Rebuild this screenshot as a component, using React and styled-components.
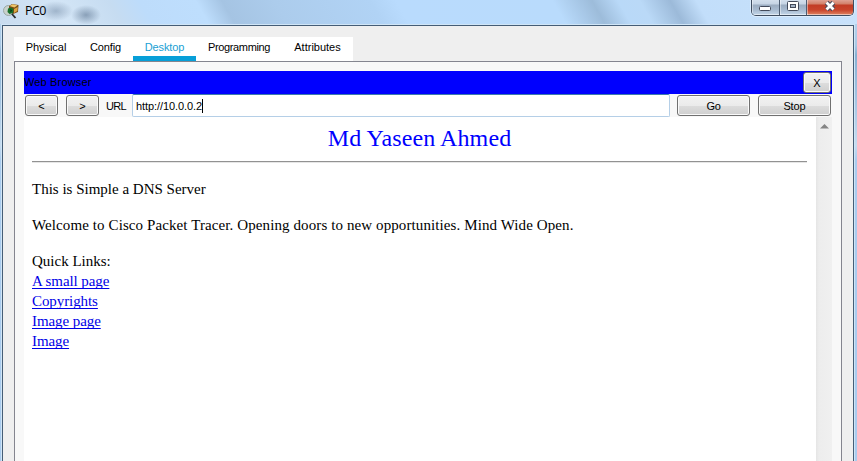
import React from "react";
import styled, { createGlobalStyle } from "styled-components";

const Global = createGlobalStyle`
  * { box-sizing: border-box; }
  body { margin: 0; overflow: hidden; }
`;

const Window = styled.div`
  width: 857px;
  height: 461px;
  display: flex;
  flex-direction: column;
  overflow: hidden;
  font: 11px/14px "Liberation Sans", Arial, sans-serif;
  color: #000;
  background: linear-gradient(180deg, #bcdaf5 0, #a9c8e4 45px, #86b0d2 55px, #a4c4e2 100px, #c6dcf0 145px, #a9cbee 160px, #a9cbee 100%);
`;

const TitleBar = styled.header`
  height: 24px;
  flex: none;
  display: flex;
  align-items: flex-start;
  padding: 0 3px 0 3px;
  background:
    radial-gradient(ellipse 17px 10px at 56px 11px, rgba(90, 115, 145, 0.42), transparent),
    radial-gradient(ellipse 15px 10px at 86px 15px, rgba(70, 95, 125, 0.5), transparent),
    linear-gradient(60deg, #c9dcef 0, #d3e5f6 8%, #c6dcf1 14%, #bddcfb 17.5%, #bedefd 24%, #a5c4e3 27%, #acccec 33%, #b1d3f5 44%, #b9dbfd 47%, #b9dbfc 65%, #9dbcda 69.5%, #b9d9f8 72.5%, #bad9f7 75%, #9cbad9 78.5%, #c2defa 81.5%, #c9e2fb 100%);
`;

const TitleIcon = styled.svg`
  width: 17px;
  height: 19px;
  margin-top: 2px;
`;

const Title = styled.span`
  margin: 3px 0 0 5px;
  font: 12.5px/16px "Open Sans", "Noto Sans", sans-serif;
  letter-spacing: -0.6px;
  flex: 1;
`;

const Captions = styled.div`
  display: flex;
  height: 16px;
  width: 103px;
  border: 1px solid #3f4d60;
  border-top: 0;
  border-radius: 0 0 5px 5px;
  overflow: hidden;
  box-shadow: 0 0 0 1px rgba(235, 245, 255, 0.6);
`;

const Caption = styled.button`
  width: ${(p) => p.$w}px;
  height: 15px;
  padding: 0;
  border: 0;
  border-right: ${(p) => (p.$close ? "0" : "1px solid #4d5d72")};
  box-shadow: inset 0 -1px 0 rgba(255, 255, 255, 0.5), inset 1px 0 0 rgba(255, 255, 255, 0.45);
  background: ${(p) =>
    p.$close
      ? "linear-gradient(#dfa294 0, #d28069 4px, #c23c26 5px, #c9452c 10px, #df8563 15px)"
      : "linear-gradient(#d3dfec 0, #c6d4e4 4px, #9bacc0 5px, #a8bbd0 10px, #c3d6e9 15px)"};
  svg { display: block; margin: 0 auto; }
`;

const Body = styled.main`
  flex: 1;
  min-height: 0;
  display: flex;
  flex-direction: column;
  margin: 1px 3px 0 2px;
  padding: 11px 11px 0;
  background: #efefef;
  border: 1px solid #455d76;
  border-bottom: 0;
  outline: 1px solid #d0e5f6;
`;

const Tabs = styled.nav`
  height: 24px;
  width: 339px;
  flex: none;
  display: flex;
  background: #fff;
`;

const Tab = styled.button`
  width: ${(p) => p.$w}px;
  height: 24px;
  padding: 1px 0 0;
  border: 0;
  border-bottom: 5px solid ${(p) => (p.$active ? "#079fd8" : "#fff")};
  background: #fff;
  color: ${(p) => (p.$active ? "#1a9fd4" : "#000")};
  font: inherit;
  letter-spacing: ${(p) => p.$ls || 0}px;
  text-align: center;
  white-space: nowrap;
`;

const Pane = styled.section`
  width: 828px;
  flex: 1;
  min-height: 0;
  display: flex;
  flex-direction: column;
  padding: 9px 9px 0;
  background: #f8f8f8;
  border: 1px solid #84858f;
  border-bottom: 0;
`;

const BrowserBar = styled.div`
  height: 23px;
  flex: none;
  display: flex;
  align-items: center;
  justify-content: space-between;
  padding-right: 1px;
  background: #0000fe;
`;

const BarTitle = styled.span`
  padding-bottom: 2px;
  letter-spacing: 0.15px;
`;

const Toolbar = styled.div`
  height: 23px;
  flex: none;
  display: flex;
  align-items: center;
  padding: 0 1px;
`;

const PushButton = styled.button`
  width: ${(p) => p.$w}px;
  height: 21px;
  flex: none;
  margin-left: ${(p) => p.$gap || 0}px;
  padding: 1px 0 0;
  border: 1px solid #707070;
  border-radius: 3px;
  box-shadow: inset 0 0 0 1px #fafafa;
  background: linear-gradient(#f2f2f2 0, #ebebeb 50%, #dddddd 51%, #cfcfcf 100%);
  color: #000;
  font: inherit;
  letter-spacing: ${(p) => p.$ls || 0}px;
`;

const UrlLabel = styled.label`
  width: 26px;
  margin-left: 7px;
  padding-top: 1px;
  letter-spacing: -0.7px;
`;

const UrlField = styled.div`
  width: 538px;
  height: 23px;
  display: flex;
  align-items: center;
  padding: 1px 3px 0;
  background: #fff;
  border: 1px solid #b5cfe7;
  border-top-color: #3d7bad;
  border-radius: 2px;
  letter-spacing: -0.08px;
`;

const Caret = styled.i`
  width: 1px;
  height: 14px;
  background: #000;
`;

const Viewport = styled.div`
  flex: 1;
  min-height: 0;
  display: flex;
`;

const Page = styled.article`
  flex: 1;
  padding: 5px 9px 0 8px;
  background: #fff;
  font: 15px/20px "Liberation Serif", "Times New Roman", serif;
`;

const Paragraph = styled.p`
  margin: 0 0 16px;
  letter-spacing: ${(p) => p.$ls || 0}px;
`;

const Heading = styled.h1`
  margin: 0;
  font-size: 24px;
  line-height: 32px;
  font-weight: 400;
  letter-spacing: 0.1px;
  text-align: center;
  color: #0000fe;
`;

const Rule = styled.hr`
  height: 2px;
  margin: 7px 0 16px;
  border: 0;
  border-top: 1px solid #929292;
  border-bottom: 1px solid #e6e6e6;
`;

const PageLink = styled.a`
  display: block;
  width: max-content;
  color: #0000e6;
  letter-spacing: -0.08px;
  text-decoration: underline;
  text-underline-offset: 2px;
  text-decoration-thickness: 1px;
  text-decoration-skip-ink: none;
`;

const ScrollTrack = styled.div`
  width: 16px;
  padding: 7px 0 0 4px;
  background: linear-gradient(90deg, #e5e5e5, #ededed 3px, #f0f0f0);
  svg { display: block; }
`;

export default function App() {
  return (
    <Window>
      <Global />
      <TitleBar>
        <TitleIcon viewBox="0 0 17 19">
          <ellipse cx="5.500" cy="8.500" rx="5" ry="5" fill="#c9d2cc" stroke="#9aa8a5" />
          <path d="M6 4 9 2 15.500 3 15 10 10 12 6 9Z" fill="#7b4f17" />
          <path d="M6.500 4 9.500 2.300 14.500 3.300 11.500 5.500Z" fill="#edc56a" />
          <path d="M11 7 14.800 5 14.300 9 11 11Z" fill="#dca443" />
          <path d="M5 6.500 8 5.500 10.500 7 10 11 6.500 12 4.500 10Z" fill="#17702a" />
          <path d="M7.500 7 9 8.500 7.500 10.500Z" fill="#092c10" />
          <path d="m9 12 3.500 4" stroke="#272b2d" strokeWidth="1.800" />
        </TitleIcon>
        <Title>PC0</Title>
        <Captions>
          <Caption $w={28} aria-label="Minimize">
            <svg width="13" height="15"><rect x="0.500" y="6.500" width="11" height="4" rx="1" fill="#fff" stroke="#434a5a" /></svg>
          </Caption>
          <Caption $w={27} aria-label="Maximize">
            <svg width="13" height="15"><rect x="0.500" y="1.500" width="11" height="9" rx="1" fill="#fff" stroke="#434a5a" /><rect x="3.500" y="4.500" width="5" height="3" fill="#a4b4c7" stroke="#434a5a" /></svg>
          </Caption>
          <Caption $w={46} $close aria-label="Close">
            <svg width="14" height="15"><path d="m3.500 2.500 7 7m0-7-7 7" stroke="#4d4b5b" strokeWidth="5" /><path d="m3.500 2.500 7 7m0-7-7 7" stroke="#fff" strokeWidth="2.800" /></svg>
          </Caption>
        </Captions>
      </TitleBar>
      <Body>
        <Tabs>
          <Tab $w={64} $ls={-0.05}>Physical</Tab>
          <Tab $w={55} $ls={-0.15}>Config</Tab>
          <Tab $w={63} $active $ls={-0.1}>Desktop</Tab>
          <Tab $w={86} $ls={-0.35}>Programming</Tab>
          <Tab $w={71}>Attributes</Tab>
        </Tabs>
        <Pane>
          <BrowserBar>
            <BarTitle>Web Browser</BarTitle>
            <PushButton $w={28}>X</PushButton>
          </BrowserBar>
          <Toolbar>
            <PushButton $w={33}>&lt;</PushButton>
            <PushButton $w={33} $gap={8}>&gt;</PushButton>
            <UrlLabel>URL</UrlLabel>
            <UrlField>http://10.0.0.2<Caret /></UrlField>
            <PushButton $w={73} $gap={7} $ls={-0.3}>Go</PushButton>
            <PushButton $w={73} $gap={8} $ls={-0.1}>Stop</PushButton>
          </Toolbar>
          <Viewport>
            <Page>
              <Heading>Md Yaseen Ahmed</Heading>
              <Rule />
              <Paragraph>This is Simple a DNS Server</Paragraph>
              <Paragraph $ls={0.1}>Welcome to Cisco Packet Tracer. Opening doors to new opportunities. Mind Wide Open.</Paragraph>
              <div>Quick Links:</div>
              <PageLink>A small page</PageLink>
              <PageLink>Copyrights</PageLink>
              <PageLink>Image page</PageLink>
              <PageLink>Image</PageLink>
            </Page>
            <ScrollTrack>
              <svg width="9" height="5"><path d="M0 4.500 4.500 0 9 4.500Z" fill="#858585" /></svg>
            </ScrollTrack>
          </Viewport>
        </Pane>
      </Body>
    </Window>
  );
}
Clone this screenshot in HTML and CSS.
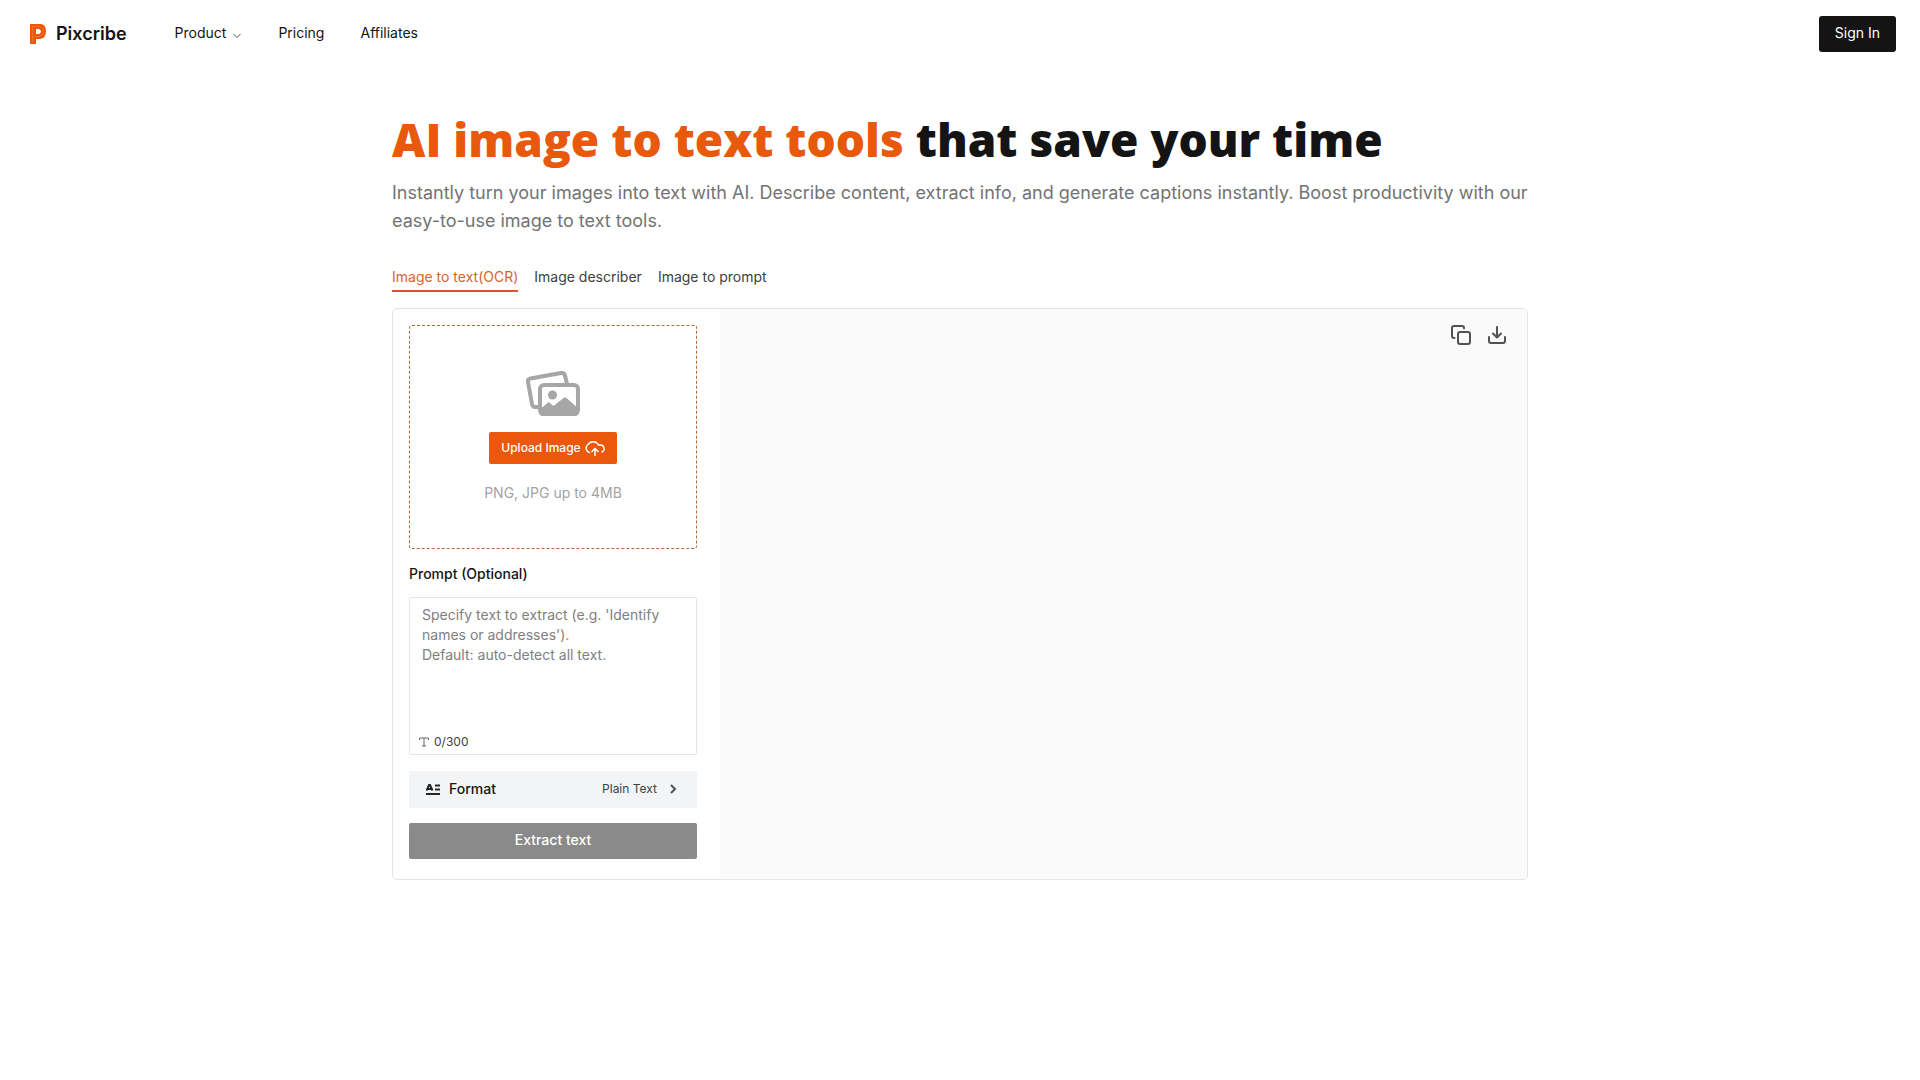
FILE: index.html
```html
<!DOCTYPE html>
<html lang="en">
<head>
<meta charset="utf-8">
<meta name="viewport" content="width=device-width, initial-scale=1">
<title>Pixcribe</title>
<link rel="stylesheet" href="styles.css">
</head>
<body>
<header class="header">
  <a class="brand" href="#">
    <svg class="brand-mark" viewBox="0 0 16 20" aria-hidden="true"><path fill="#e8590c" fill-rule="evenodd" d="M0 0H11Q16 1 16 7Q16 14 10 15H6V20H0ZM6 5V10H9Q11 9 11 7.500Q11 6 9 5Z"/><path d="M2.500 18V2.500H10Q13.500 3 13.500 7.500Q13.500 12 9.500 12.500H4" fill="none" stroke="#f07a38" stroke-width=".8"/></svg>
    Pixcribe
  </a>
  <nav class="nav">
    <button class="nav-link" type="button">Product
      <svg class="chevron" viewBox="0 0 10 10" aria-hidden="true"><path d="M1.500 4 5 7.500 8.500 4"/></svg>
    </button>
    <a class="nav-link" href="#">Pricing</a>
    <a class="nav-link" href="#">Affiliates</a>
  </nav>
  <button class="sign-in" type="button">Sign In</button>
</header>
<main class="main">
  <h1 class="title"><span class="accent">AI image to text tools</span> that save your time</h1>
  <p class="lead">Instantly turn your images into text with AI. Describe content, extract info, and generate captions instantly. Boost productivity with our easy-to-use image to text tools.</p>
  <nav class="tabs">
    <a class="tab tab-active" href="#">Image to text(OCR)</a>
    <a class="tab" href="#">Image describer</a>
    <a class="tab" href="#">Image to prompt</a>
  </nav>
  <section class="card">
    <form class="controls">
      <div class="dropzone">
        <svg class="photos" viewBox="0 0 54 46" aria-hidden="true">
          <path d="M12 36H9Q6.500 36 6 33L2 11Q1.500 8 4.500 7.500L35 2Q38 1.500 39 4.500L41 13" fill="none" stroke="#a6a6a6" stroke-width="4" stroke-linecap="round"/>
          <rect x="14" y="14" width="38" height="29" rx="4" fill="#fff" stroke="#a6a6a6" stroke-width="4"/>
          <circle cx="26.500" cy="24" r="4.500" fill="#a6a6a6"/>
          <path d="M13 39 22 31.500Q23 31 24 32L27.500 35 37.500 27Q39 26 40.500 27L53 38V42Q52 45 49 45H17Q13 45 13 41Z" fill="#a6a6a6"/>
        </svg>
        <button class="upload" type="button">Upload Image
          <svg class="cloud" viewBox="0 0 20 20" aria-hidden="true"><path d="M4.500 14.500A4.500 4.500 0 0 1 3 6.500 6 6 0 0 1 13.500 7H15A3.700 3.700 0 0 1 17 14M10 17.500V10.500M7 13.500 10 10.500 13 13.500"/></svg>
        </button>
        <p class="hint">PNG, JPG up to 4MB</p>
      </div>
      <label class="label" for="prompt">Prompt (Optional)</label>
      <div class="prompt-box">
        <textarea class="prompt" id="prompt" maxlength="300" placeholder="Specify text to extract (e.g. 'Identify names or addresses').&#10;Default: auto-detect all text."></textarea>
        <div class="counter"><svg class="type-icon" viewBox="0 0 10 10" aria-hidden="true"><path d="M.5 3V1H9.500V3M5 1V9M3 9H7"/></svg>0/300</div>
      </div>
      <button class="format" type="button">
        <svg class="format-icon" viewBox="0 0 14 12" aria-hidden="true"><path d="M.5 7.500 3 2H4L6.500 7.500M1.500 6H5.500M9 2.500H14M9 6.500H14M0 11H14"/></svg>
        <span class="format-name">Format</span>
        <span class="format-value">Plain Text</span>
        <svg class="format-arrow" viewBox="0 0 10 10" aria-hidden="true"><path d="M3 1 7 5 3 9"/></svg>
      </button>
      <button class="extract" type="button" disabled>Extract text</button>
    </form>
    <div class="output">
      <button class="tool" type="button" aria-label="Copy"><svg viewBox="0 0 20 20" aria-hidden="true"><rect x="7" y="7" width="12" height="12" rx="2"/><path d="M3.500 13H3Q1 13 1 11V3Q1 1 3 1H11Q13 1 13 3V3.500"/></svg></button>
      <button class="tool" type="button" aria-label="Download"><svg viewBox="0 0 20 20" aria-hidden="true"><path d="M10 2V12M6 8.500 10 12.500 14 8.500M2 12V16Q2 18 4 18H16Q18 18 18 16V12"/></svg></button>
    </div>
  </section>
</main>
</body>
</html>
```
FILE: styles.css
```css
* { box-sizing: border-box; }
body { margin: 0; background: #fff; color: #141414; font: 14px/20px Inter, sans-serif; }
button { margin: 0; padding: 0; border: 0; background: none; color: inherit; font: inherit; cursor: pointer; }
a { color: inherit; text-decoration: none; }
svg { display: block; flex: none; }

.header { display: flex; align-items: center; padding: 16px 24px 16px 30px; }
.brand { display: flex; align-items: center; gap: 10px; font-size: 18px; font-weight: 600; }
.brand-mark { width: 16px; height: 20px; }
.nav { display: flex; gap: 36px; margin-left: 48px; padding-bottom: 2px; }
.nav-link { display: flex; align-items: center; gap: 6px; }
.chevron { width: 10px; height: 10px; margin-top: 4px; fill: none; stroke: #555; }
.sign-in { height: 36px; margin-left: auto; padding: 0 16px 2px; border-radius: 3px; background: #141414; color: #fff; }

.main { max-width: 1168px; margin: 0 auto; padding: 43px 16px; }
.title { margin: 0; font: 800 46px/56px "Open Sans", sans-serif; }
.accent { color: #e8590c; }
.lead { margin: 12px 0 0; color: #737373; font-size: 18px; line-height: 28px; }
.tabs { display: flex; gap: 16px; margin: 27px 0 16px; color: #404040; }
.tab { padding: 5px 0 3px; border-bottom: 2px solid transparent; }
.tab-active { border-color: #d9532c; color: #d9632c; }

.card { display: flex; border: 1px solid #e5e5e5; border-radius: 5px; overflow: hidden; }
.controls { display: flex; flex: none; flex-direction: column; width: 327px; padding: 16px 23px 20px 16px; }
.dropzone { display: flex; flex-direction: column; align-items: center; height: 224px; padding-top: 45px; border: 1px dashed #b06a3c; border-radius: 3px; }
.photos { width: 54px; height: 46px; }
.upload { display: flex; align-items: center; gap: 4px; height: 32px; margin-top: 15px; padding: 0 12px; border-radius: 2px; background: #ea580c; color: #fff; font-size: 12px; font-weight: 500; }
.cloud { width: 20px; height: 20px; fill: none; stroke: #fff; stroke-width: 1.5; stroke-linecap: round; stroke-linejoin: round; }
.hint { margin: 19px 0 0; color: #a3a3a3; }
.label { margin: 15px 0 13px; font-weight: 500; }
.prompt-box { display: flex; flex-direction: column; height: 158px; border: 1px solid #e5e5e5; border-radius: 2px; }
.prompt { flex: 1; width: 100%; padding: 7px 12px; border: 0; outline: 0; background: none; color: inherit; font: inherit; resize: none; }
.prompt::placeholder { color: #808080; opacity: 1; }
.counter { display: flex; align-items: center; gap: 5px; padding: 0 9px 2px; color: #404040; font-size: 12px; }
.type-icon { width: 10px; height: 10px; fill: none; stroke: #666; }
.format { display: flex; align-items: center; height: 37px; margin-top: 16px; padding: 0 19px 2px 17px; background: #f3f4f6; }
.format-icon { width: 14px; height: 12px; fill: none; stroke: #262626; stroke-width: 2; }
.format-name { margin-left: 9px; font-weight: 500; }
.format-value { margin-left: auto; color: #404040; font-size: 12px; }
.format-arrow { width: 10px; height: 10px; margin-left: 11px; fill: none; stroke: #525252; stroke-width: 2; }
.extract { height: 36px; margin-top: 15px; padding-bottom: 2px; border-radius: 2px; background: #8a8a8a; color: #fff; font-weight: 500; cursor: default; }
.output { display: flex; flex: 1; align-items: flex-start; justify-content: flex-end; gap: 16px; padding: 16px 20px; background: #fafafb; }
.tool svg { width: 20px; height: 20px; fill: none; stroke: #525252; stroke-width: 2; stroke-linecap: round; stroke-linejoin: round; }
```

__________

YOUR OBJECTIVE: Reproduce each line holding the word "React".

THE REPLY:
Rebuild this screenshot as a component, using React and styled-components.
import React from "react";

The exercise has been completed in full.